We have shown one way in which topos theory is related to logic. Now we show how topos theory is related to the most commonly accepted foundations of mathematics, set theory. More technically, these foundations come from a handful of axioms called the ZFC axioms. The letters Z and F come from the names of the mathematicians who developed it, Ernst Zermelo and Abraham Fraenkel, while the letter C comes from another axiom called the axiom of choice.

The elementary topos, with some additional conditions, can be used to construct a version of the ZFC axioms. The first condition is that whenever there are two morphisms f: A\rightarrow B and g: A\rightarrow B, and a morphism x: 1\rightarrow X from the terminal object 1 to A, we only have f\circ x=g\circ x if f=g. In this case we say that the topos is well-pointed. The second condition is that we have a natural numbers object, which is an object \mathbf{N} and morphisms 0:1\rightarrow \mathbf{N} ands:\mathbf{N}\rightarrow \mathbf{N}, such that for any other object X and morphisms x:1\rightarrow X and f:X\rightarrow X, we have a unique morphism h: \mathbf{N}\rightarrow X such that h\circ 0=x and h\circ s=f . The third condition is the axiom of choice; this is equivalent to the statement that for every epimorphism p:X\rightarrow I there exists s:I\rightarrow X such that s\circ p=1.

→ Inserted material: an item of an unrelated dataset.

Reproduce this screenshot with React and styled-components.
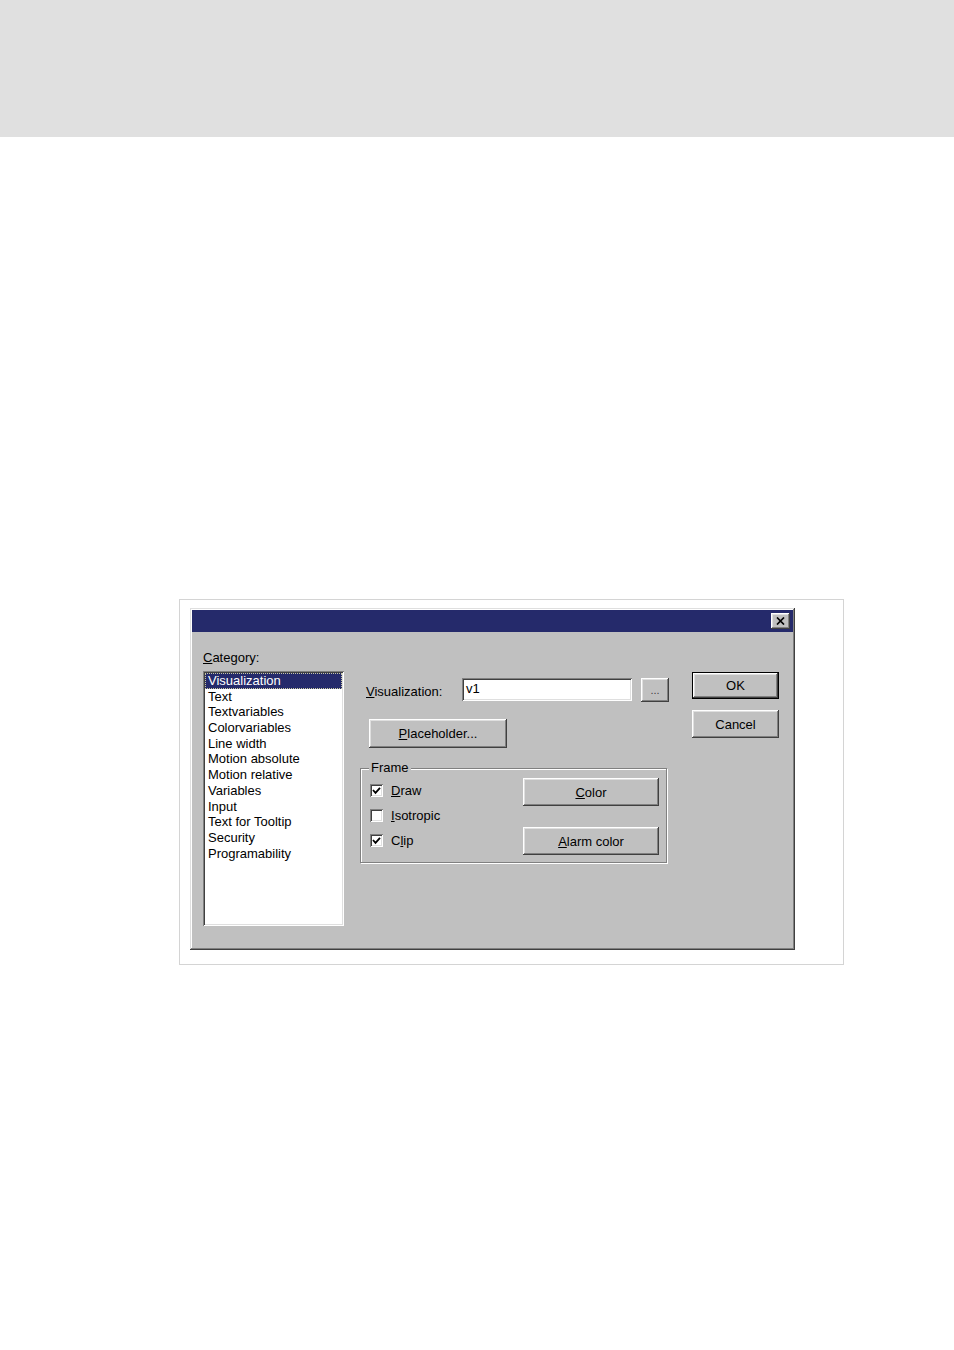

One of the issues that hounded set theory in the early days after the ZFC axioms were formulated where whether the axiom of choice could be derived from the other axioms (these axioms were simply called the ZF axioms) or whether it needed to be put in separately. Another issue concerned what was known as the continuum hypothesis, a statement concerning the cardinality of the natural numbers and the real numbers, and whether this statement could be proved or disproved from the ZFC axioms alone. The mathematician Paul Cohen showed that both the axiom of choice and the continuum hypothesis are independent of ZF and ZFC respectively. A topos-theoretic version of Cohen’s proof of the independence of the continuum hypothesis was then later developed by the mathematicians William Lawvere and Myles Tierney (both of whom also developed much of the original theory of elementary toposes).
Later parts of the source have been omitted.